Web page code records
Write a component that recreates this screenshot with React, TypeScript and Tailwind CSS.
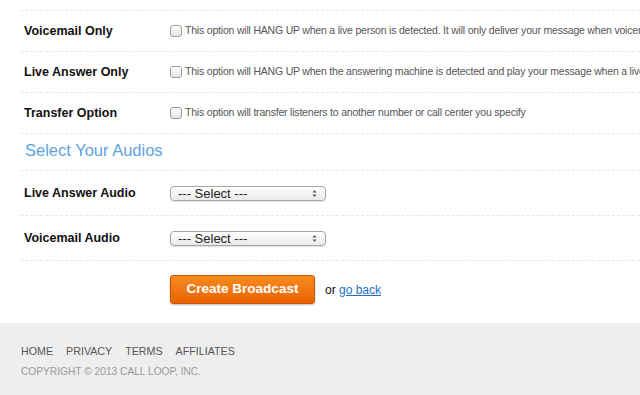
import React from "react";

const options = [
  {
    label: "Voicemail Only",
    text: "This option will HANG UP when a live person is detected. It will only deliver your message when voicemail is detected.",
  },
  {
    label: "Live Answer Only",
    text: "This option will HANG UP when the answering machine is detected and play your message when a live person answers.",
  },
  {
    label: "Transfer Option",
    text: "This option will transfer listeners to another number or call center you specify",
  },
];

const audios = ["Live Answer Audio", "Voicemail Audio"];

const SelectBox: React.FC = () => (
  <div className="relative w-[156px] h-[15px]">
    <select className="block appearance-none w-full h-full rounded-[4px] border border-[#a5a5a5] bg-gradient-to-b from-white to-[#ebebeb] pl-[7px] text-[13px] leading-[13px] text-[#222] shadow-[0_1px_1px_rgba(0,0,0,0.12)] outline-none">
      <option>--- Select ---</option>
    </select>
    <svg
      className="absolute right-[9px] top-[3px] pointer-events-none"
      width="5"
      height="9"
      viewBox="0 0 5 9"
    >
      <path d="M0.5 3.5 L2.5 1 L4.5 3.5 Z" fill="#555" />
      <path d="M0.5 5.5 L2.5 8 L4.5 5.5 Z" fill="#555" />
    </svg>
  </div>
);

const App: React.FC = () => {
  return (
    <div className="w-[640px] h-[395px] overflow-hidden bg-white font-['Liberation_Sans',Arial,sans-serif]">
      <div className="pl-5">
        <div className="h-[11px] border-b border-dashed border-[#e6e6e6]" />

        {options.map(({ label, text }) => (
          <div
            key={label}
            className="h-[41px] flex items-center border-b border-dashed border-[#e6e6e6] pl-1"
          >
            <p className="w-[146px] shrink-0 text-[12.5px] font-bold text-[#111]">
              {label}
            </p>
            <div className="flex items-center gap-[3px] whitespace-nowrap">
              <span className="w-[12px] h-[12px] shrink-0 rounded-[3px] border border-[#9b9b9b] bg-gradient-to-b from-white to-[#e4e4e4]" />
              <span className="text-[10.5px] tracking-[-0.2px] text-[#555]">
                {text}
              </span>
            </div>
          </div>
        ))}

        <div className="h-[37px] flex items-center border-b border-dashed border-[#e6e6e6] pl-[5px] pb-[3px]">
          <h2 className="text-[16.5px] text-[#5ea3dc]">Select Your Audios</h2>
        </div>

        {audios.map((label) => (
          <div
            key={label}
            className="h-[45px] flex items-center border-b border-dashed border-[#e6e6e6] pl-1"
          >
            <p className="w-[146px] shrink-0 text-[12.5px] font-bold text-[#111]">
              {label}
            </p>
            <SelectBox />
          </div>
        ))}

        <div className="h-[62px] flex items-start pt-[14px] pl-[150px]">
          <button className="w-[145px] h-[29px] rounded-[3px] border border-[#c55400] bg-gradient-to-b from-[#f88a1e] to-[#e96300] text-white text-[13.5px] font-bold shadow-[0_1px_2px_rgba(0,0,0,0.25)]">
            Create Broadcast
          </button>
          <p className="ml-[10px] mt-[6px] text-[12px] text-[#111]">
            or{" "}
            <a href="#" className="text-[#1a6fc9] underline">
              go back
            </a>
          </p>
        </div>
      </div>

      <footer className="h-[73px] bg-[#eeeeee] px-[21px] pt-[22px]">
        <nav className="flex gap-[13px] text-[10.7px] leading-[13px] text-[#555]">
          <a href="#">HOME</a>
          <a href="#">PRIVACY</a>
          <a href="#">TERMS</a>
          <a href="#">AFFILIATES</a>
        </nav>
        <p className="mt-[8px] text-[10.2px] leading-[12px] text-[#9a9a9a]">
          COPYRIGHT © 2013 CALL LOOP, INC.
        </p>
      </footer>
    </div>
  );
};

export default App;
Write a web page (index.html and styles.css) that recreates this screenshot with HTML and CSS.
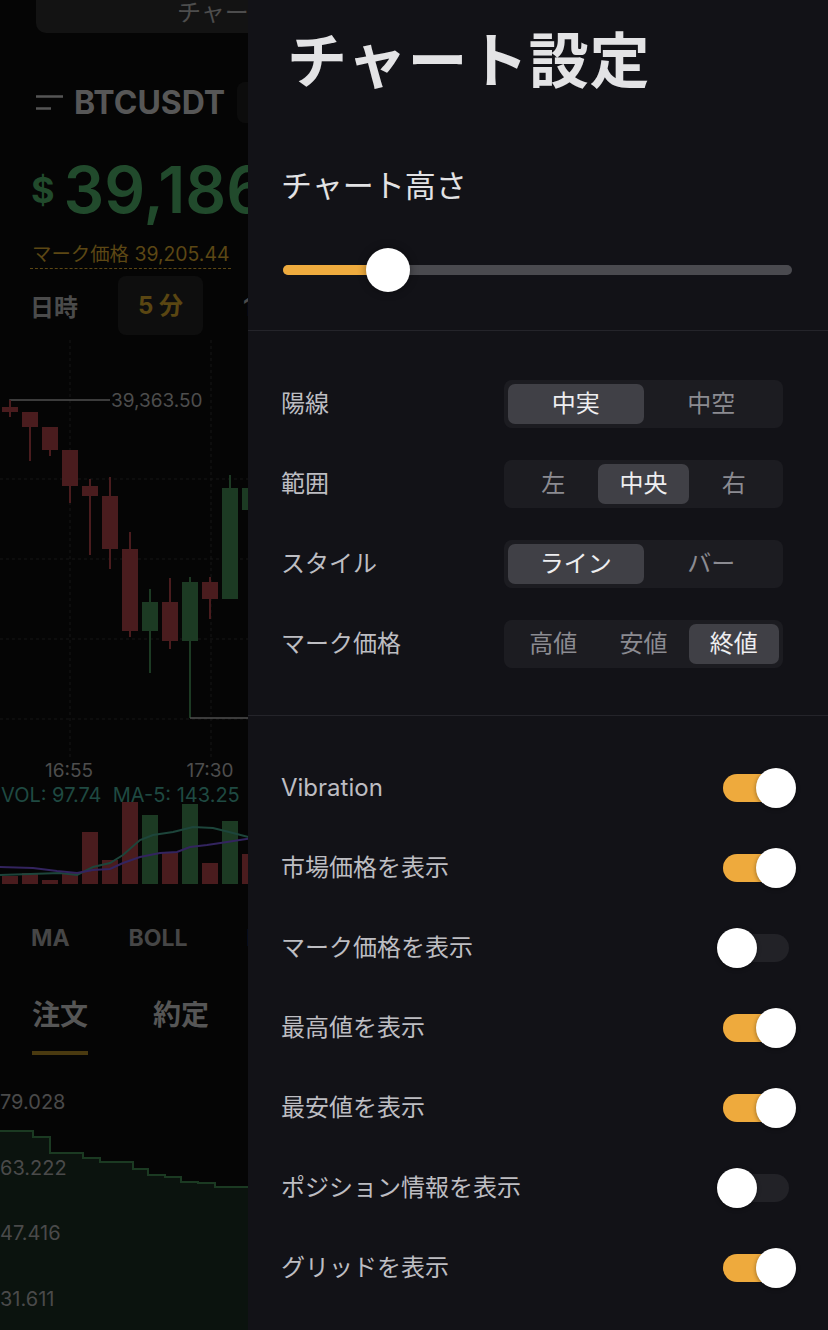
FILE: index.html
```html
<!DOCTYPE html>
<html lang="ja">

<head>
    <meta charset="UTF-8">
    <meta name="viewport" content="width=device-width, initial-scale=1.0">
    <title>チャート設定</title>
    <link rel="stylesheet" href="styles.css">
</head>

<body>
    <div class="screen">
        <!-- market page, dimmed behind the drawer -->
        <div class="market">
            <div class="view-tabs">
                <span class="view-tab">チャート</span>
                <span class="view-tab">詳細</span>
            </div>

            <div class="symbol-row">
                <svg class="menu-icon" width="28" height="15" viewBox="0 0 28 15">
                    <path d="M0 1.5h27M0 13.5h15" stroke="#555" stroke-width="2.6" fill="none" />
                </svg>
                <span class="symbol">BTCUSDT</span>
                <span class="symbol-badge"></span>
            </div>

            <div class="price-row">
                <span class="currency">$</span>
                <span class="price">39,186</span>
            </div>

            <div class="mark-price">マーク価格 39,205.44</div>

            <div class="intervals">
                <span class="interval">日時</span>
                <span class="interval active">5 分</span>
                <span class="interval">15分</span>
            </div>

            <svg class="kline" width="828" height="560" viewBox="0 0 828 560">
                <g stroke="#161616" stroke-dasharray="3 3">
                    <path d="M70 0V420M211 0V420" />
                    <path d="M0 139H828M0 219H828M0 299H828M0 379H828" />
                </g>
                <path d="M10 67V60H110" stroke="#4f4f4f" stroke-width="1.5" fill="none" />
                <text class="axis-label" x="111" y="67">39,363.50</text>

                <g stroke="#4a1c1e" stroke-width="2" fill="#4a1c1e">
                    <path d="M10 60V77M30 72V121M50 87V116M70 110V163M90 139V215M110 137V229M130 192V297M170 238V309M210 237V279" />
                    <rect x="2" y="67" width="16" height="5" stroke="none" />
                    <rect x="22" y="72" width="16" height="15" stroke="none" />
                    <rect x="42" y="87" width="16" height="23" stroke="none" />
                    <rect x="62" y="110" width="16" height="36" stroke="none" />
                    <rect x="82" y="146" width="16" height="10" stroke="none" />
                    <rect x="102" y="156" width="16" height="53" stroke="none" />
                    <rect x="122" y="209" width="16" height="82" stroke="none" />
                    <rect x="162" y="262" width="16" height="39" stroke="none" />
                    <rect x="202" y="242" width="16" height="17" stroke="none" />
                </g>
                <g stroke="#1c3a23" stroke-width="2" fill="#1c3a23">
                    <path d="M150 249V333M190 237V378M230 135V148M250 140V175" />
                    <rect x="142" y="262" width="16" height="29" stroke="none" />
                    <rect x="182" y="242" width="16" height="59" stroke="none" />
                    <rect x="222" y="148" width="16" height="111" stroke="none" />
                    <rect x="242" y="148" width="16" height="22" stroke="none" />
                </g>
                <path d="M190 378H300" stroke="#4f4f4f" stroke-width="1.5" fill="none" />

                <text class="axis-label" x="69" y="437" text-anchor="middle">16:55</text>
                <text class="axis-label" x="210" y="437" text-anchor="middle">17:30</text>
                <text class="vol-label" x="1" y="462">VOL: 97.74&#160;&#160;MA-5: 143.25</text>

                <g fill="#4a1c1e">
                    <rect x="2" y="536" width="16" height="8" />
                    <rect x="22" y="533" width="16" height="11" />
                    <rect x="42" y="540" width="16" height="4" />
                    <rect x="62" y="533" width="16" height="11" />
                    <rect x="82" y="492" width="16" height="52" />
                    <rect x="102" y="520" width="16" height="24" />
                    <rect x="122" y="462" width="16" height="82" />
                    <rect x="162" y="513" width="16" height="31" />
                    <rect x="202" y="523" width="16" height="21" />
                    <rect x="242" y="514" width="16" height="30" />
                </g>
                <g fill="#1c3a23">
                    <rect x="142" y="475" width="16" height="69" />
                    <rect x="182" y="464" width="16" height="80" />
                    <rect x="222" y="481" width="16" height="63" />
                </g>
                <polyline points="0,535 60,533 77,535 93,527 110,523 123,515 140,500 153,495 173,492 193,487 213,488 233,493 260,500" stroke="#1d453b" stroke-width="2" fill="none" />
                <polyline points="0,527 33,528 57,531 77,533 93,530 110,529 123,523 140,517 160,513 177,512 190,507 207,505 227,502 260,497" stroke="#33245f" stroke-width="2" fill="none" />
            </svg>

            <div class="indicators">
                <span>MA</span>
                <span>BOLL</span>
                <span>E</span>
            </div>

            <div class="order-tabs">
                <span class="order-tab active">注文</span>
                <span class="order-tab">約定</span>
            </div>

            <svg class="depth" width="828" height="260" viewBox="0 0 828 260">
                <path d="M0 61H33V67H50V83H83V88H100V92H133V99H148V105H165V107H181V112H198V113H215V117H300V260H0Z" fill="#0b130e" />
                <path d="M0 61H33V67H50V83H83V88H100V92H133V99H148V105H165V107H181V112H198V113H215V117H300" stroke="#1b3a22" stroke-width="2" fill="none" />
                <text class="depth-label" x="0" y="39">79.028</text>
                <text class="depth-label" x="0" y="105">63.222</text>
                <text class="depth-label" x="0" y="170">47.416</text>
                <text class="depth-label" x="0" y="236">31.611</text>
            </svg>
        </div>

        <!-- settings drawer -->
        <aside class="drawer">
            <h1 class="drawer-title">チャート設定</h1>

            <section class="height-setting">
                <div class="setting-title">チャート高さ</div>
                <div class="slider">
                    <div class="slider-track">
                        <div class="slider-fill" style="width: 20.6%"></div>
                    </div>
                    <div class="slider-thumb" style="left: 20.6%"></div>
                </div>
            </section>

            <section class="setting-group">
                <div class="setting-row">
                    <span class="setting-label">陽線</span>
                    <div class="segmented">
                        <span class="segment active">中実</span>
                        <span class="segment">中空</span>
                    </div>
                </div>
                <div class="setting-row">
                    <span class="setting-label">範囲</span>
                    <div class="segmented">
                        <span class="segment">左</span>
                        <span class="segment active">中央</span>
                        <span class="segment">右</span>
                    </div>
                </div>
                <div class="setting-row">
                    <span class="setting-label">スタイル</span>
                    <div class="segmented">
                        <span class="segment active">ライン</span>
                        <span class="segment">バー</span>
                    </div>
                </div>
                <div class="setting-row">
                    <span class="setting-label">マーク価格</span>
                    <div class="segmented">
                        <span class="segment">高値</span>
                        <span class="segment">安値</span>
                        <span class="segment active">終値</span>
                    </div>
                </div>
            </section>

            <section class="setting-group toggles">
                <div class="setting-row">
                    <span class="setting-label">Vibration</span>
                    <span class="switch on"></span>
                </div>
                <div class="setting-row">
                    <span class="setting-label">市場価格を表示</span>
                    <span class="switch on"></span>
                </div>
                <div class="setting-row">
                    <span class="setting-label">マーク価格を表示</span>
                    <span class="switch"></span>
                </div>
                <div class="setting-row">
                    <span class="setting-label">最高値を表示</span>
                    <span class="switch on"></span>
                </div>
                <div class="setting-row">
                    <span class="setting-label">最安値を表示</span>
                    <span class="switch on"></span>
                </div>
                <div class="setting-row">
                    <span class="setting-label">ポジション情報を表示</span>
                    <span class="switch"></span>
                </div>
                <div class="setting-row">
                    <span class="setting-label">グリッドを表示</span>
                    <span class="switch on"></span>
                </div>
            </section>
        </aside>
    </div>
</body>

</html>
```

FILE: styles.css
```css
* {
    box-sizing: border-box;
}

body {
    margin: 0;
    background-color: #050505;
    font-family: "Inter", "Noto Sans CJK JP", sans-serif;
}

.screen {
    position: relative;
    width: 828px;
    height: 1330px;
    overflow: hidden;
}

/* dimmed market page */

.market {
    width: 828px;
}

.view-tabs {
    display: flex;
    height: 33px;
    margin: 0 36px;
    background-color: #131313;
    border-radius: 0 0 10px 10px;
}

.view-tab {
    flex: 1;
    padding-top: 1px;
    text-align: center;
    font-size: 24px;
    line-height: 24px;
    color: #4d4d4d;
}

.symbol-row {
    display: flex;
    align-items: center;
    height: 40px;
    margin-top: 49px;
    padding-left: 36px;
}

.menu-icon {
    margin-right: 10px;
}

.symbol {
    font-size: 32px;
    font-weight: 700;
    color: #575757;
}

.symbol-badge {
    width: 60px;
    height: 41px;
    margin-left: 12px;
    background-color: #0c0c0c;
    border-radius: 8px;
}

.price-row {
    display: flex;
    align-items: center;
    height: 60px;
    margin-top: 38px;
    padding-left: 31px;
    gap: 9px;
    color: #214a2c;
}

.currency {
    font-size: 36px;
    font-weight: 700;
    line-height: 36px;
}

.price {
    font-size: 64px;
    font-weight: 600;
    line-height: 64px;
}

.mark-price {
    width: fit-content;
    margin: 20px 0 0 30px;
    padding: 0 2px;
    font-size: 19.4px;
    line-height: 28px;
    color: #5c4714;
    border-bottom: 1px dashed #5c4714;
}

.intervals {
    display: flex;
    align-items: center;
    height: 59px;
    margin-top: 7px;
    padding-left: 30px;
    gap: 40px;
}

.interval {
    font-size: 24px;
    font-weight: 700;
    color: #4b4b4b;
}

.interval.active {
    height: 59px;
    padding: 0 20px;
    line-height: 59px;
    color: #5a4612;
    background-color: #0e0e0e;
    border-radius: 8px;
}

.kline,
.depth {
    display: block;
}

.kline {
    margin-top: 5px;
}

.axis-label {
    font-family: "Inter", sans-serif;
    font-size: 19px;
    fill: #4d4d4d;
}

.vol-label {
    font-family: "Inter", sans-serif;
    font-size: 20px;
    fill: #1f4a42;
}

.indicators {
    display: flex;
    gap: 59px;
    height: 36px;
    margin-top: 20px;
    padding-left: 31px;
    font-size: 23px;
    font-weight: 700;
    line-height: 36px;
    color: #464646;
}

.order-tabs {
    display: flex;
    gap: 65px;
    margin-top: 39px;
    padding-left: 32px;
}

.order-tab {
    padding-bottom: 16px;
    font-size: 28px;
    font-weight: 700;
    line-height: 40px;
    color: #565656;
    border-bottom: 4px solid transparent;
}

.order-tab.active {
    border-bottom-color: #4a3a10;
}

.depth {
    margin-top: 15px;
}

.depth-label {
    font-family: "Inter", sans-serif;
    font-size: 20px;
    fill: #4a4a4a;
}

/* settings drawer */

.drawer {
    position: absolute;
    top: 0;
    right: 0;
    width: 580px;
    height: 1330px;
    background-color: #121217;
    color: #bdbdc2;
}

.drawer-title {
    margin: 0;
    padding: 31px 33px 0 39px;
    font-size: 60px;
    font-weight: 700;
    line-height: 60px;
    letter-spacing: 0.6px;
    color: #e3e3e5;
}

.height-setting {
    padding: 79px 36px 38px 33px;
}

.setting-title {
    font-size: 31px;
    line-height: 31px;
    color: #e2e2e4;
}

.slider {
    position: relative;
    display: flex;
    align-items: center;
    height: 44px;
    margin: 47px 0 0 2px;
}

.slider-track {
    flex: 1;
    height: 10px;
    background-color: #4a4a4f;
    border-radius: 5px;
    overflow: hidden;
}

.slider-fill {
    height: 100%;
    background-color: #eeab3e;
}

.slider-thumb {
    position: absolute;
    top: 0;
    width: 44px;
    height: 44px;
    background-color: #fff;
    border-radius: 50%;
    transform: translateX(-50%);
    box-shadow: 0 0 8px rgba(0, 0, 0, 0.4);
}

.setting-group {
    padding: 33px 45px 31px 33px;
    border-top: 1px solid #24242a;
}

.setting-row {
    display: flex;
    align-items: center;
    justify-content: space-between;
    height: 80px;
}

.setting-label {
    font-size: 24px;
    line-height: 24px;
}

.segmented {
    display: flex;
    width: 279px;
    height: 48px;
    padding: 4px;
    background-color: #1c1c21;
    border-radius: 8px;
}

.segment {
    flex: 1;
    font-size: 24px;
    line-height: 40px;
    text-align: center;
    color: #8b8b91;
    border-radius: 7px;
}

.segment.active {
    background-color: #404046;
    color: #eeeef0;
}

.toggles {
    padding: 32px 39px 0 33px;
}

.switch {
    position: relative;
    width: 66px;
    height: 28px;
    background-color: #222227;
    border-radius: 14px;
}

.switch::after {
    content: '';
    position: absolute;
    top: -6px;
    left: -6px;
    width: 40px;
    height: 40px;
    background-color: #fff;
    border-radius: 50%;
    box-shadow: 0 1px 4px rgba(0, 0, 0, 0.4);
}

.switch.on {
    background-color: #eeaa3d;
}

.switch.on::after {
    left: 33px;
}
```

● YOUR OBJECTIVE: Reproduce only the lines running from the beginning of the entries above to the line holding "import React from", inclusive. Pictures stay out of the copy.

● REPLY TO THE TASK:
Write a component that recreates this screenshot with React, TypeScript and Tailwind CSS.
import React from "react";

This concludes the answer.